**** Exercise materials
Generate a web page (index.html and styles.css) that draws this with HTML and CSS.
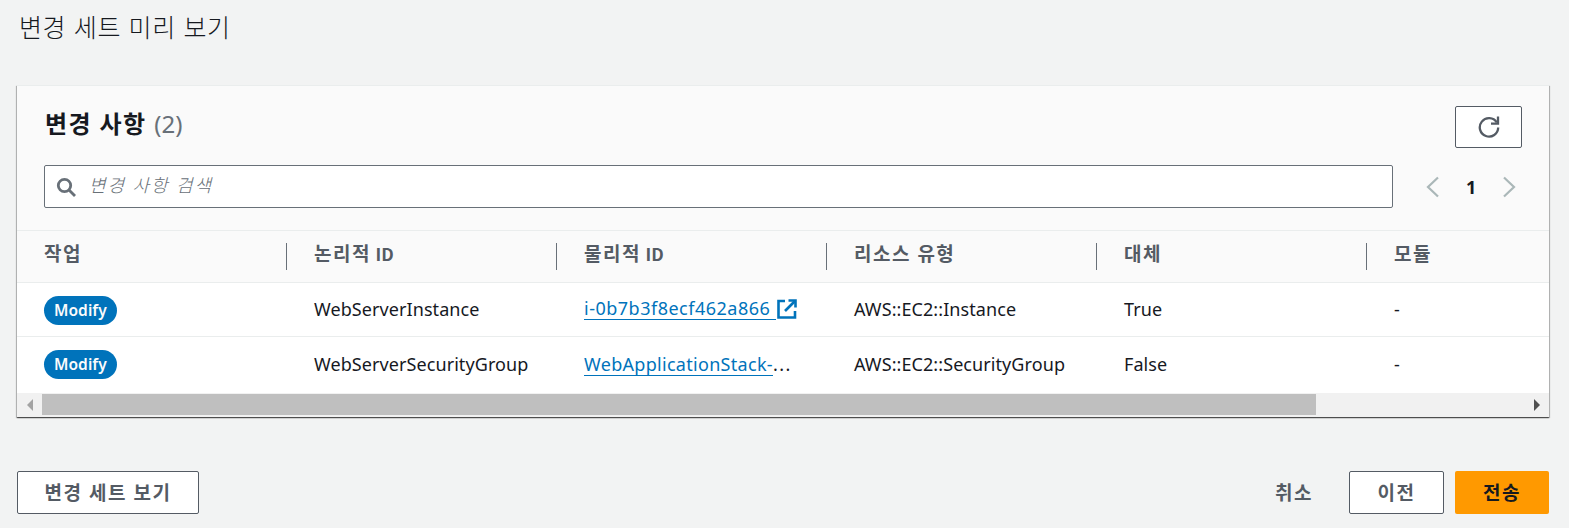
FILE: index.html
```html
<!DOCTYPE html>
<html lang="ko">
<head>
  <meta charset="UTF-8">
  <title>변경 세트 미리 보기</title>
  <link rel="stylesheet" href="styles.css">
</head>
<body>

  <h1 class="page-title">변경 세트 미리 보기</h1>

  <!-- Changes card -->
  <section class="card">
    <div class="card-head">
      <div class="head-row">
        <h2 class="card-title">변경 사항 <span class="count">(2)</span></h2>
        <button class="btn btn-refresh" aria-label="새로 고침">
          <svg width="22" height="22" viewBox="0 0 22 22" fill="none" stroke="#545b64" stroke-width="2.3">
            <path d="M18.8 6.5A9.2 9.2 0 1 0 20.2 11.5"/>
            <path d="M20 .6v7h-7"/>
          </svg>
        </button>
      </div>
      <div class="filter-row">
        <div class="search">
          <svg width="20" height="20" viewBox="0 0 20 20" fill="none" stroke="#687078" stroke-width="2.8">
            <circle cx="8.5" cy="8.5" r="6.2"/>
            <path d="M13 13l6 6"/>
          </svg>
          <span class="placeholder">변경 사항 검색</span>
        </div>
        <div class="pager">
          <svg width="16" height="22" viewBox="0 0 16 22" fill="none" stroke="#aab7b8" stroke-width="2.2"><path d="M13 1.5L3 11l10 9.5"/></svg>
          <span class="page-num">1</span>
          <svg width="16" height="22" viewBox="0 0 16 22" fill="none" stroke="#aab7b8" stroke-width="2.2"><path d="M3 1.5L13 11 3 20.5"/></svg>
        </div>
      </div>
    </div>

    <div class="table-row table-head">
      <div class="th">작업</div>
      <div class="th">논리적 <span class="th-id">ID</span></div>
      <div class="th">물리적 <span class="th-id">ID</span></div>
      <div class="th">리소스 유형</div>
      <div class="th">대체</div>
      <div class="th">모듈</div>
    </div>

    <div class="table-row body-row">
      <div class="td td-badge"><span class="badge">Modify</span></div>
      <div class="td">WebServerInstance</div>
      <div class="td">
        <a class="link link-id" href="#">i-0b7b3f8ecf462a866&nbsp;</a>
        <svg class="ext-icon" width="20" height="20" viewBox="0 0 20 20" fill="none" stroke="#0073bb" stroke-width="2.6">
          <path d="M8 2H1.5v16.5H18V12"/>
          <path d="M11.5 1.5h7v7"/>
          <path d="M18 2L8 12"/>
        </svg>
      </div>
      <div class="td">AWS::EC2::Instance</div>
      <div class="td">True</div>
      <div class="td">-</div>
    </div>

    <div class="table-row body-row row-last">
      <div class="td td-badge"><span class="badge">Modify</span></div>
      <div class="td">WebServerSecurityGroup</div>
      <div class="td"><a class="link" href="#">WebApplicationStack-</a><span class="ellipsis">...</span></div>
      <div class="td">AWS::EC2::SecurityGroup</div>
      <div class="td">False</div>
      <div class="td">-</div>
    </div>

    <!-- Horizontal scrollbar -->
    <div class="scrollbar">
      <span class="arrow arrow-left"></span>
      <div class="track"><div class="thumb"></div></div>
      <span class="arrow arrow-right"></span>
    </div>
  </section>

  <div class="actions">
    <button class="btn btn-view">변경 세트 보기</button>
    <div class="actions-right">
      <button class="btn-text">취소</button>
      <button class="btn btn-prev">이전</button>
      <button class="btn btn-submit">전송</button>
    </div>
  </div>

</body>
</html>
```

FILE: styles.css
```css
* {
  box-sizing: border-box;
}

body {
  margin: 0;
  height: 528px;
  overflow: hidden;
  padding: 0 20px 0 17px;
  background-color: #f2f3f3;
  color: #16191f;
  font-family: 'Noto Sans', 'Noto Sans CJK KR', sans-serif;
  font-size: 18px;
}

.page-title {
  margin: 0;
  height: 85px;
  padding: 10px 0 0 2px;
  font-family: 'Noto Sans CJK KR', sans-serif;
  font-size: 25px;
  line-height: 32px;
  font-weight: 300;
  letter-spacing: 0.6px;
}

.card {
  width: 1532px;
  height: 332px;
  background-color: #fff;
  box-shadow: 0 1px 1px 0 rgba(0,0,0,0.5), 1px 1px 1px 0 rgba(0,0,0,0.2), -1px 1px 1px 0 rgba(0,0,0,0.2);
}

.card-head {
  height: 146px;
  padding: 20px 27px 0 27px;
  background-color: #fafafa;
  border-top: 1px solid #eaeded;
  border-bottom: 1px solid #eaeded;
}

.head-row {
  display: flex;
  justify-content: space-between;
  height: 59px;
}

.card-title {
  margin: 0;
  padding-left: 1px;
  font-size: 24px;
  line-height: 36px;
  font-weight: 700;
  letter-spacing: 1.4px;
}

.count {
  color: #687078;
  font-weight: 400;
  font-size: 24px;
  letter-spacing: 0;
}

.btn {
  border: 1px solid #545b64;
  border-radius: 2px;
  background-color: #fff;
  color: #545b64;
  font-family: inherit;
  font-size: 19px;
  font-weight: 700;
  letter-spacing: 1.5px;
}

.btn-refresh {
  width: 67px;
  height: 42px;
  display: flex;
  align-items: center;
  justify-content: center;
  padding: 0;
}

.filter-row {
  display: flex;
  align-items: center;
}

.search {
  width: 1349px;
  height: 43px;
  display: flex;
  align-items: center;
  gap: 13px;
  padding-left: 11px;
  background-color: #fff;
  border: 1px solid #687078;
  border-radius: 2px;
}

.placeholder {
  padding-bottom: 6px;
  color: #687078;
  font-style: italic;
  font-weight: 300;
  font-size: 18px;
  letter-spacing: 1.9px;
}

.pager {
  display: flex;
  align-items: center;
  gap: 25px;
  margin-left: 32px;
}

.page-num {
  width: 10px;
  font-weight: 700;
  text-align: center;
}

.table-row {
  display: grid;
  grid-template-columns: repeat(6, 270px);
  width: 1532px;
  overflow: hidden;
}

.table-head {
  height: 52px;
  align-items: center;
  background-color: #fafafa;
  border-bottom: 1px solid #eaeded;
}

.th {
  height: 27px;
  padding-left: 27px;
  border-right: 1px solid #687078;
  color: #545b64;
  font-size: 19px;
  font-weight: 700;
  line-height: 22px;
  letter-spacing: 1.5px;
}

.th:last-child {
  border-right: none;
}

.th-id {
  margin-left: -2px;
  font-family: 'Noto Sans CJK KR', sans-serif;
  font-size: 17.5px;
  letter-spacing: 0;
}

.body-row {
  height: 54px;
  align-items: center;
  border-bottom: 1px solid #eaeded;
}

.row-last {
  height: 56px;
  border-bottom: none;
}

.td {
  display: flex;
  align-items: center;
  padding-left: 27px;
  padding-bottom: 2px;
  line-height: 22px;
  letter-spacing: 0.08px;
  color: #16191f;
}

.td-badge {
  padding-top: 2px;
  padding-bottom: 0;
}

.row-last .td-badge {
  padding-top: 0;
  padding-bottom: 2px;
}

.badge {
  height: 29px;
  padding: 0 10px;
  border-radius: 15px;
  background-color: #0073bb;
  color: #fbfbfb;
  font-size: 15.5px;
  font-weight: 600;
  line-height: 29px;
}

.link {
  color: #0073bb;
  text-decoration: none;
  border-bottom: 1px solid #0073bb;
  letter-spacing: 0.3px;
}

.link-id {
  letter-spacing: 0.5px;
}

.ellipsis {
  letter-spacing: 1.5px;
}

.ext-icon {
  margin-left: 1px;
}

.scrollbar {
  height: 24px;
  display: flex;
  align-items: stretch;
  padding-top: 1px;
  background-color: #f1f1f1;
  border-bottom: 2px solid #f1f1f1;
}

.arrow {
  width: 25px;
  display: flex;
  align-items: center;
  justify-content: center;
}

.arrow::before {
  content: '';
  border-top: 6px solid transparent;
  border-bottom: 6px solid transparent;
}

.arrow-left::before {
  border-right: 6px solid #a3a3a3;
}

.arrow-right::before {
  border-left: 6px solid #505050;
}

.track {
  flex: 1;
  height: 21px;
}

.thumb {
  width: 1274px;
  height: 100%;
  background-color: #bfbfbf;
}

.actions {
  display: flex;
  justify-content: space-between;
  align-items: center;
  width: 1532px;
  margin-top: 54px;
}

.actions .btn {
  height: 43px;
  padding-bottom: 3px;
}

.btn-view {
  width: 182px;
}

.actions-right {
  display: flex;
  align-items: center;
}

.btn-text {
  width: 80px;
  margin-right: 15px;
  padding-bottom: 3px;
  border: none;
  background: none;
  color: #545b64;
  font-family: inherit;
  font-size: 19px;
  font-weight: 700;
  letter-spacing: 1.5px;
}

.btn-prev {
  width: 95px;
  margin-right: 11px;
}

.actions .btn-submit {
  width: 94px;
  border: none;
  background-color: #ff9900;
  color: #16191f;
}
```
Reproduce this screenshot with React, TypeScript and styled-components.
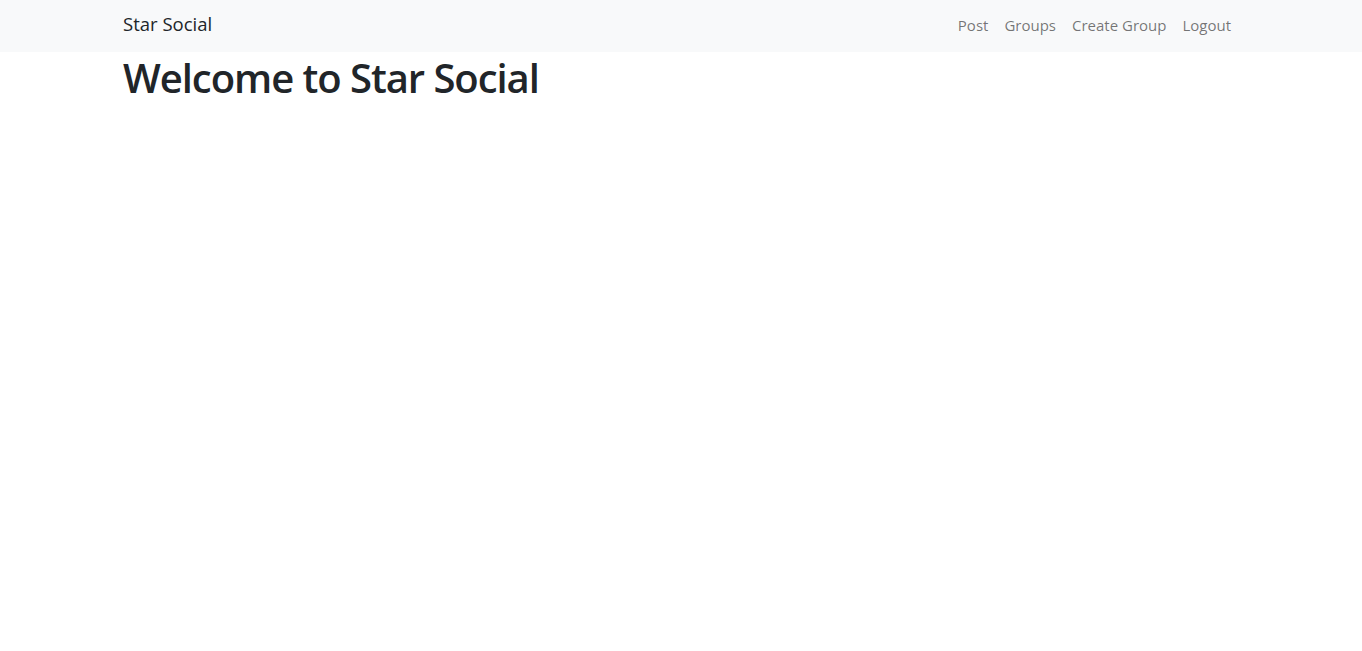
import React from "react";
import styled, { createGlobalStyle } from "styled-components";

const Global = createGlobalStyle`
  html, body { margin: 0; padding: 0; background: #fff; }
  body { font-family: "Open Sans", "Noto Sans", sans-serif; color: #212529; }
  * { box-sizing: border-box; }
`;

const Navbar = styled.nav`
  background: #f8f9fa;
  height: 52px;
  padding-top: 9px;
`;

const Container = styled.div`
  width: 1140px;
  margin: 0 auto;
  padding: 0 12px;
  display: flex;
  align-items: baseline;
  justify-content: space-between;
`;

const Brand = styled.a`
  font-size: 18.5px;
  color: #212529;
  text-decoration: none;
  line-height: 30px;
`;

const NavList = styled.ul`
  list-style: none;
  margin: 0;
  padding: 0;
  display: flex;
  align-items: baseline;
`;

const NavLink = styled.a`
  display: block;
  padding: 0 8px;
  font-size: 15px;
  color: rgba(0, 0, 0, 0.55);
  text-decoration: none;
  line-height: 30px;
  position: relative;
  top: -0.5px;
`;

const Main = styled.main`
  width: 1140px;
  margin: 0 auto;
  padding: 0 12px;
`;

const Title = styled.h1`
  margin: 2px 0 0;
  font-size: 40px;
  font-weight: 600;
  line-height: 48px;
  letter-spacing: -1.05px;
  color: #212529;
`;

export default function App() {
  return (
    <>
      <Global />
      <Navbar>
        <Container>
          <Brand href="#">Star Social</Brand>
          <NavList>
            {["Post", "Groups", "Create Group", "Logout"].map((l) => (
              <li key={l}>
                <NavLink href="#">{l}</NavLink>
              </li>
            ))}
          </NavList>
        </Container>
      </Navbar>
      <Main>
        <Title>Welcome to Star Social</Title>
      </Main>
    </>
  );
}
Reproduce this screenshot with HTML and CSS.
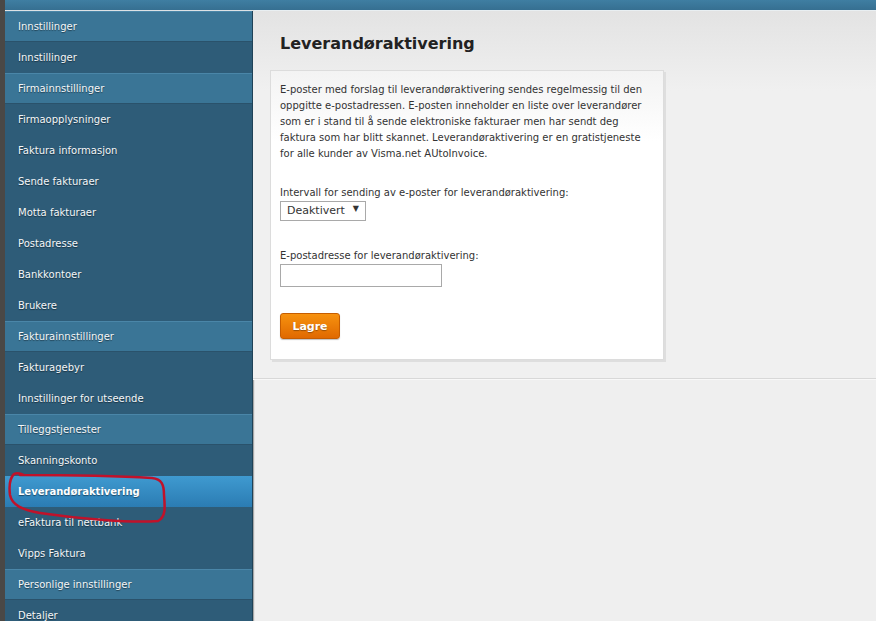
FILE: index.html
```html
<!DOCTYPE html>
<html lang="no">
  <head>
    <meta charset="utf-8" />
    <meta name="viewport" content="width=device-width, initial-scale=1" />
    <title>Leverandøraktivering</title>
    <link rel="stylesheet" href="styles.css">
  </head>
  <body>
    <div class="edge"></div>
    <div class="page">
      <div class="topbar"></div>
      <div class="columns">
        <ul class="menu">
          <li class="group">Innstillinger</li>
          <li>Innstillinger</li>
          <li class="group">Firmainnstillinger</li>
          <li>Firmaopplysninger</li>
          <li>Faktura informasjon</li>
          <li>Sende fakturaer</li>
          <li>Motta fakturaer</li>
          <li>Postadresse</li>
          <li>Bankkontoer</li>
          <li>Brukere</li>
          <li class="group">Fakturainnstillinger</li>
          <li>Fakturagebyr</li>
          <li>Innstillinger for utseende</li>
          <li class="group">Tilleggstjenester</li>
          <li>Skanningskonto</li>
          <li class="active">Leverandøraktivering</li>
          <li>eFaktura til nettbank</li>
          <li>Vipps Faktura</li>
          <li class="group">Personlige innstillinger</li>
          <li>Detaljer</li>
        </ul>

        <div class="main">
          <div class="content">
            <h1>Leverandøraktivering</h1>
            <div class="card">
              <p>
                E-poster med forslag til leverandøraktivering sendes regelmessig til den
                oppgitte e-postadressen. E-posten inneholder en liste over leverandører
                som er i stand til å sende elektroniske fakturaer men har sendt deg
                faktura som har blitt skannet. Leverandøraktivering er en gratistjeneste
                for alle kunder av Visma.net AUtoInvoice.
              </p>

              <label class="field-label">Intervall for sending av e-poster for leverandøraktivering:</label>
              <div class="select">
                <span>Deaktivert</span>
                <span class="arrow">&#9660;</span>
              </div>

              <label class="field-label second">E-postadresse for leverandøraktivering:</label>
              <input class="text-input" type="text">

              <button class="save">Lagre</button>
            </div>
          </div>
        </div>
      </div>
    </div>

    <svg class="scribble" width="876" height="621" viewBox="0 0 876 621">
      <path d="M20 475 C60 475 120 476 152 478 C162 479 164 485 164 495 C165 507 166 517 158 521 C130 523 80 519 40 513 C22 510 12 505 10 495 C9 487 9 479 14 474 C16 473 20 473 24 475" />
    </svg>
  </body>
</html>
```

FILE: styles.css
```css
* {
  box-sizing: border-box;
  margin: 0;
  padding: 0;
}

body {
  background: #efefef;
  display: flex;
  font-family: "DejaVu Sans", Verdana, sans-serif;
  height: 621px;
  overflow: hidden;
}

.edge {
  background: #4a4846;
  flex: none;
  width: 5px;
}

.page {
  display: flex;
  flex: 1;
  flex-direction: column;
}

.topbar {
  background: linear-gradient(#3f7ea2, #366f91);
  border-bottom: 1px solid #e9eff2;
  flex: none;
  height: 11px;
}

.columns {
  display: flex;
  flex: 1;
}

/* left menu */
.menu {
  background: #2e5c78;
  border-right: 1px solid #1f4257;
  box-shadow: 1px 0 1px rgba(0, 0, 0, 0.3);
  flex: none;
  list-style: none;
  width: 248px;
}

.menu li {
  color: #f4f7f9;
  font-size: 10px;
  height: 31px;
  line-height: 31px;
  padding-left: 13px;
  text-shadow: 0 1px 1px rgba(0, 0, 0, 0.45);
  white-space: nowrap;
}

.menu li.group {
  background: #3a7596;
  border-bottom: 1px solid #2a526b;
  border-top: 1px solid #4a86a8;
  line-height: 29px;
}

.menu li.active {
  background: linear-gradient(#3f9ad0, #2b7cb3);
  color: #fff;
  font-weight: bold;
}

/* main area */
.main {
  flex: 1;
}

.content {
  background: linear-gradient(#e3e3e3, #f0f0f0 80px);
  border-bottom: 1px solid #d8d8d8;
  box-shadow: 0 1px 0 #f8f8f8;
  padding: 23px 0 18px 17px;
}

h1 {
  color: #222;
  font-size: 16px;
  line-height: 20px;
  margin-bottom: 16px;
  padding-left: 10px;
}

.card {
  align-items: flex-start;
  background: linear-gradient(#f3f3f3, #fff 70px);
  border: 1px solid #dcdcdc;
  box-shadow: 2px 2px 0 #dedede;
  color: #333;
  display: flex;
  flex-direction: column;
  font-size: 10px;
  line-height: 16px;
  padding: 11px 10px 20px 9px;
  width: 394px;
}

.card p {
  margin-bottom: 23px;
}

.field-label {
  display: block;
}

.field-label.second {
  margin-top: 27px;
}

.select {
  align-items: center;
  background: #fff;
  border: 1px solid #a9a9a9;
  display: flex;
  font-size: 11px;
  gap: 8px;
  height: 20px;
  padding: 0 6px;
}

.select .arrow {
  font-size: 8px;
  line-height: 1;
  margin-top: -4px;
}

.text-input {
  background: #fff;
  border: 1px solid #a9a9a9;
  height: 23px;
  width: 162px;
}

.save {
  background: linear-gradient(#f7920f, #e06900);
  border: 1px solid #c65d00;
  border-radius: 3px;
  box-shadow: 0 1px 1px rgba(0, 0, 0, 0.25);
  color: #fff;
  font-family: "DejaVu Sans", Verdana, sans-serif;
  font-size: 11px;
  font-weight: bold;
  height: 26px;
  margin-top: 26px;
  text-shadow: 0 1px 1px rgba(0, 0, 0, 0.35);
  width: 60px;
}

/* red marker drawn over the menu */
.scribble {
  left: 0;
  pointer-events: none;
  position: absolute;
  top: 0;
}

.scribble path {
  fill: none;
  stroke: #c0122a;
  stroke-linecap: round;
  stroke-width: 2.5;
}
```
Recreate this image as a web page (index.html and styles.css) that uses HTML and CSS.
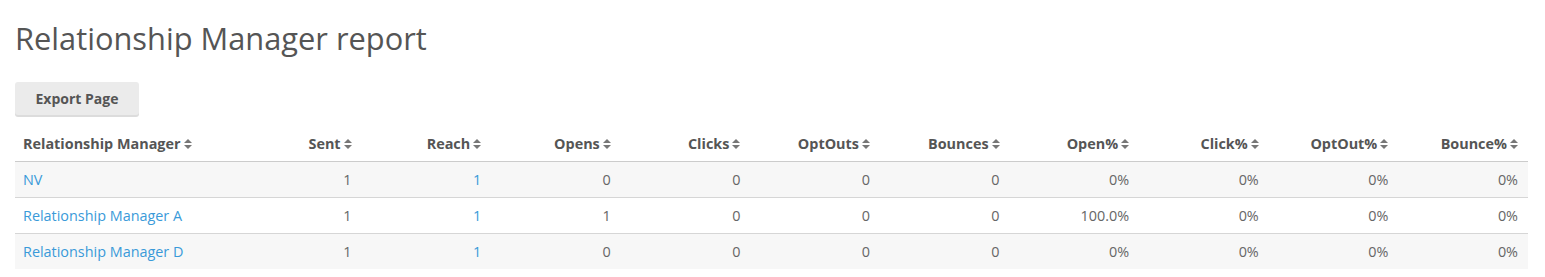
FILE: index.html
```html
<!DOCTYPE html>
<html>
<head>
<meta charset="utf-8">
<link rel="stylesheet" href="styles.css">
</head>
<body>
<div class="page">
  <h1 class="title">Relationship Manager report</h1>
  <div class="toolbar"><button class="btn">Export Page</button></div>
  <table class="report">
    <colgroup>
      <col class="c-name">
      <col class="c-num"><col class="c-num"><col class="c-num"><col class="c-num"><col class="c-num">
      <col class="c-num"><col class="c-num"><col class="c-num"><col class="c-num"><col class="c-num">
    </colgroup>
    <thead>
      <tr>
        <th class="left">Relationship Manager<span class="sort"></span></th>
        <th>Sent<span class="sort"></span></th>
        <th>Reach<span class="sort"></span></th>
        <th>Opens<span class="sort"></span></th>
        <th>Clicks<span class="sort"></span></th>
        <th>OptOuts<span class="sort"></span></th>
        <th>Bounces<span class="sort"></span></th>
        <th>Open%<span class="sort"></span></th>
        <th>Click%<span class="sort"></span></th>
        <th>OptOut%<span class="sort"></span></th>
        <th>Bounce%<span class="sort"></span></th>
      </tr>
    </thead>
    <tbody>
      <tr>
        <td class="left"><a href="#">NV</a></td>
        <td>1</td><td><a href="#">1</a></td><td>0</td><td>0</td><td>0</td><td>0</td><td>0%</td><td>0%</td><td>0%</td><td>0%</td>
      </tr>
      <tr>
        <td class="left"><a href="#">Relationship Manager A</a></td>
        <td>1</td><td><a href="#">1</a></td><td>1</td><td>0</td><td>0</td><td>0</td><td>100.0%</td><td>0%</td><td>0%</td><td>0%</td>
      </tr>
      <tr>
        <td class="left"><a href="#">Relationship Manager D</a></td>
        <td>1</td><td><a href="#">1</a></td><td>0</td><td>0</td><td>0</td><td>0</td><td>0%</td><td>0%</td><td>0%</td><td>0%</td>
      </tr>
    </tbody>
  </table>
</div>
</body>
</html>
```
FILE: styles.css
```css
html, body {
  margin: 0;
  padding: 0;
  background: #fff;
}
body {
  font-family: "Open Sans", "Liberation Sans", sans-serif;
  font-size: 14.4px;
  color: #666;
}
.page {
  padding: 0 17px 0 15px;
}
.title {
  margin: 0;
  padding-top: 18px;
  font-size: 30.8px;
  font-weight: 400;
  line-height: 40px;
  color: #555;
}
.toolbar {
  margin-top: 24px;
  margin-bottom: 11px;
}
.btn {
  font-family: inherit;
  font-size: 14px;
  font-weight: 700;
  color: #555;
  background: #ebebeb;
  border: 0;
  border-radius: 3px;
  box-shadow: 0 2px 0 #dcdcdc;
  height: 33px;
  width: 124px;
  padding: 0;
  margin: 0;
  display: block;
}
.report {
  border-collapse: collapse;
  table-layout: fixed;
  width: 1513px;
}
.c-name { width: 217px; }
.c-num { width: 129.6px; }
.report th {
  text-align: right;
  font-weight: 700;
  color: #555;
  height: 35px;
  padding: 0 10px 0 8px;
  border-bottom: 1px solid #ccc;
  vertical-align: middle;
  white-space: nowrap;
}
.report th.left,
.report td.left {
  text-align: left;
}
.report td {
  text-align: right;
  height: 35px;
  padding: 0 10px 0 8px;
  border-bottom: 1px solid #d6d6d6;
  vertical-align: middle;
  white-space: nowrap;
}
.report tbody tr:nth-child(odd) td {
  background: #f7f7f7;
}
.report tbody tr:last-child td {
  border-bottom: 0;
}
.report a {
  color: #3a9ad9;
  text-decoration: none;
}
.sort {
  display: inline-flex;
  flex-direction: column;
  gap: 2px;
  margin-left: 3px;
  vertical-align: middle;
  position: relative;
  top: -1px;
}
.sort::before,
.sort::after {
  content: "";
  width: 0;
  height: 0;
  border-left: 4px solid transparent;
  border-right: 4px solid transparent;
}
.sort::before {
  border-bottom: 4px solid #777;
}
.sort::after {
  border-top: 4px solid #777;
}
```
********
Description of the task
Among the entries, how many lines include the word "that"? Answer with a single number and nothing further.

The solution
2